Skip the pictures and extract all of the lines exactly as written.

DATA SECTION:
####################
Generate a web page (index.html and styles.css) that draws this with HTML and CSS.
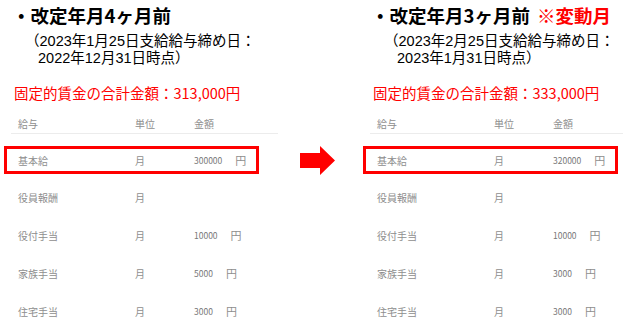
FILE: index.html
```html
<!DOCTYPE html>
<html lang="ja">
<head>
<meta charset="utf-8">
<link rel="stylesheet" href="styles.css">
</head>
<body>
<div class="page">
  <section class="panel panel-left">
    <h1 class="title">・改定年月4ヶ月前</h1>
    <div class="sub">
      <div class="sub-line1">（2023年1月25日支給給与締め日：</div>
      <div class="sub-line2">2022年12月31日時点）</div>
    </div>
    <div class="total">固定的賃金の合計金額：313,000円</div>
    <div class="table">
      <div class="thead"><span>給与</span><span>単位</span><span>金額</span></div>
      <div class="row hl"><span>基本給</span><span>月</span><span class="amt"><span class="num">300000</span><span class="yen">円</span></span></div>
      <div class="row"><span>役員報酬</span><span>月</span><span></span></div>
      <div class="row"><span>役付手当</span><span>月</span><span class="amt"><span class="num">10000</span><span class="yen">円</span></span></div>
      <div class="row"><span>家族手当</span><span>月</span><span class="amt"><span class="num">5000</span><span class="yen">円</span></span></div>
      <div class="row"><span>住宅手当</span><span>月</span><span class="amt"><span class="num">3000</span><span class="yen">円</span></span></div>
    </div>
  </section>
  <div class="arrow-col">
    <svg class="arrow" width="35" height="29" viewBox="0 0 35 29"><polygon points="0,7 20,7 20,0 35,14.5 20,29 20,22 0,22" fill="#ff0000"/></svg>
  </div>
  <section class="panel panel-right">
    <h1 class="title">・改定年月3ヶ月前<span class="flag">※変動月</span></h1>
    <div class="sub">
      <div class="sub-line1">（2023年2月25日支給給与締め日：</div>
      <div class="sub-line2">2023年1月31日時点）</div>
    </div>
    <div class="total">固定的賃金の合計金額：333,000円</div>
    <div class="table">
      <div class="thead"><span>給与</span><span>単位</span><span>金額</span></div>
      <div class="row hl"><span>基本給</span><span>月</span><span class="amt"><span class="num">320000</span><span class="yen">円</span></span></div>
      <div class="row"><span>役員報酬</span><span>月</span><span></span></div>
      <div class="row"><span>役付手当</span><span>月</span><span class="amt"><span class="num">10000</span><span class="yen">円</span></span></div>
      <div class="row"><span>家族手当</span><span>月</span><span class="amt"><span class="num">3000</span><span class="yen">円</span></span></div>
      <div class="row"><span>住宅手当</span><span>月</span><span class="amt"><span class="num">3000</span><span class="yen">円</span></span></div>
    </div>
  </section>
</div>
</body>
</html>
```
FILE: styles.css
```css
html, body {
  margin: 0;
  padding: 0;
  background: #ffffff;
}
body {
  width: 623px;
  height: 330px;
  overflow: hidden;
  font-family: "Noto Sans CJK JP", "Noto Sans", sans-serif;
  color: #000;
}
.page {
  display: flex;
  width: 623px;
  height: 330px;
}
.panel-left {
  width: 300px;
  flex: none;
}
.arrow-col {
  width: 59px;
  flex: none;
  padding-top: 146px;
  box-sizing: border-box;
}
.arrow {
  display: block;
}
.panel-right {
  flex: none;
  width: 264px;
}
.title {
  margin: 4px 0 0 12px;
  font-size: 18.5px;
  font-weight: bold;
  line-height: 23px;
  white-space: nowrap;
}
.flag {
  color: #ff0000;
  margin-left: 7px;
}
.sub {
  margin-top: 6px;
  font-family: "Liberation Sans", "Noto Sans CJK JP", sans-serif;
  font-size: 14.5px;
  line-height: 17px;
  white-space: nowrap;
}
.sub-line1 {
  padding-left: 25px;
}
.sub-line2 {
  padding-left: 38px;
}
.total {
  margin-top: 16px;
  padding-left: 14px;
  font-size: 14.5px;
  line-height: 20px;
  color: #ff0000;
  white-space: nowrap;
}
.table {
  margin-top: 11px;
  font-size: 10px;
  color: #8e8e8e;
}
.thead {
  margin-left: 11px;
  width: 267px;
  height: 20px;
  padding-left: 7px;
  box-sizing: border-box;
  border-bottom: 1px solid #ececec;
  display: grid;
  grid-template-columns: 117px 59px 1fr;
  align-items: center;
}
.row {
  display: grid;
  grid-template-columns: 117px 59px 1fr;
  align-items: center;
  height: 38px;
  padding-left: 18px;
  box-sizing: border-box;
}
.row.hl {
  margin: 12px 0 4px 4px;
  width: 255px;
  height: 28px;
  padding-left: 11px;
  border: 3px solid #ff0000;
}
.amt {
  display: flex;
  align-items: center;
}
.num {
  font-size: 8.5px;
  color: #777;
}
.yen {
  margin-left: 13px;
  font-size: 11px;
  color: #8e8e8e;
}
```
####################
FINISHED ANSWER:
Generate a web page (index.html and styles.css) that draws this with HTML and CSS.
FILE: index.html
```html
<!DOCTYPE html>
<html lang="ja">
<head>
<meta charset="utf-8">
<link rel="stylesheet" href="styles.css">
</head>
<body>
<div class="page">
  <section class="panel panel-left">
    <h1 class="title">・改定年月4ヶ月前</h1>
    <div class="sub">
      <div class="sub-line1">（2023年1月25日支給給与締め日：</div>
      <div class="sub-line2">2022年12月31日時点）</div>
    </div>
    <div class="total">固定的賃金の合計金額：313,000円</div>
    <div class="table">
      <div class="thead"><span>給与</span><span>単位</span><span>金額</span></div>
      <div class="row hl"><span>基本給</span><span>月</span><span class="amt"><span class="num">300000</span><span class="yen">円</span></span></div>
      <div class="row"><span>役員報酬</span><span>月</span><span></span></div>
      <div class="row"><span>役付手当</span><span>月</span><span class="amt"><span class="num">10000</span><span class="yen">円</span></span></div>
      <div class="row"><span>家族手当</span><span>月</span><span class="amt"><span class="num">5000</span><span class="yen">円</span></span></div>
      <div class="row"><span>住宅手当</span><span>月</span><span class="amt"><span class="num">3000</span><span class="yen">円</span></span></div>
    </div>
  </section>
  <div class="arrow-col">
    <svg class="arrow" width="35" height="29" viewBox="0 0 35 29"><polygon points="0,7 20,7 20,0 35,14.5 20,29 20,22 0,22" fill="#ff0000"/></svg>
  </div>
  <section class="panel panel-right">
    <h1 class="title">・改定年月3ヶ月前<span class="flag">※変動月</span></h1>
    <div class="sub">
      <div class="sub-line1">（2023年2月25日支給給与締め日：</div>
      <div class="sub-line2">2023年1月31日時点）</div>
    </div>
    <div class="total">固定的賃金の合計金額：333,000円</div>
    <div class="table">
      <div class="thead"><span>給与</span><span>単位</span><span>金額</span></div>
      <div class="row hl"><span>基本給</span><span>月</span><span class="amt"><span class="num">320000</span><span class="yen">円</span></span></div>
      <div class="row"><span>役員報酬</span><span>月</span><span></span></div>
      <div class="row"><span>役付手当</span><span>月</span><span class="amt"><span class="num">10000</span><span class="yen">円</span></span></div>
      <div class="row"><span>家族手当</span><span>月</span><span class="amt"><span class="num">3000</span><span class="yen">円</span></span></div>
      <div class="row"><span>住宅手当</span><span>月</span><span class="amt"><span class="num">3000</span><span class="yen">円</span></span></div>
    </div>
  </section>
</div>
</body>
</html>
```
FILE: styles.css
```css
html, body {
  margin: 0;
  padding: 0;
  background: #ffffff;
}
body {
  width: 623px;
  height: 330px;
  overflow: hidden;
  font-family: "Noto Sans CJK JP", "Noto Sans", sans-serif;
  color: #000;
}
.page {
  display: flex;
  width: 623px;
  height: 330px;
}
.panel-left {
  width: 300px;
  flex: none;
}
.arrow-col {
  width: 59px;
  flex: none;
  padding-top: 146px;
  box-sizing: border-box;
}
.arrow {
  display: block;
}
.panel-right {
  flex: none;
  width: 264px;
}
.title {
  margin: 4px 0 0 12px;
  font-size: 18.5px;
  font-weight: bold;
  line-height: 23px;
  white-space: nowrap;
}
.flag {
  color: #ff0000;
  margin-left: 7px;
}
.sub {
  margin-top: 6px;
  font-family: "Liberation Sans", "Noto Sans CJK JP", sans-serif;
  font-size: 14.5px;
  line-height: 17px;
  white-space: nowrap;
}
.sub-line1 {
  padding-left: 25px;
}
.sub-line2 {
  padding-left: 38px;
}
.total {
  margin-top: 16px;
  padding-left: 14px;
  font-size: 14.5px;
  line-height: 20px;
  color: #ff0000;
  white-space: nowrap;
}
.table {
  margin-top: 11px;
  font-size: 10px;
  color: #8e8e8e;
}
.thead {
  margin-left: 11px;
  width: 267px;
  height: 20px;
  padding-left: 7px;
  box-sizing: border-box;
  border-bottom: 1px solid #ececec;
  display: grid;
  grid-template-columns: 117px 59px 1fr;
  align-items: center;
}
.row {
  display: grid;
  grid-template-columns: 117px 59px 1fr;
  align-items: center;
  height: 38px;
  padding-left: 18px;
  box-sizing: border-box;
}
.row.hl {
  margin: 12px 0 4px 4px;
  width: 255px;
  height: 28px;
  padding-left: 11px;
  border: 3px solid #ff0000;
}
.amt {
  display: flex;
  align-items: center;
}
.num {
  font-size: 8.5px;
  color: #777;
}
.yen {
  margin-left: 13px;
  font-size: 11px;
  color: #8e8e8e;
}
```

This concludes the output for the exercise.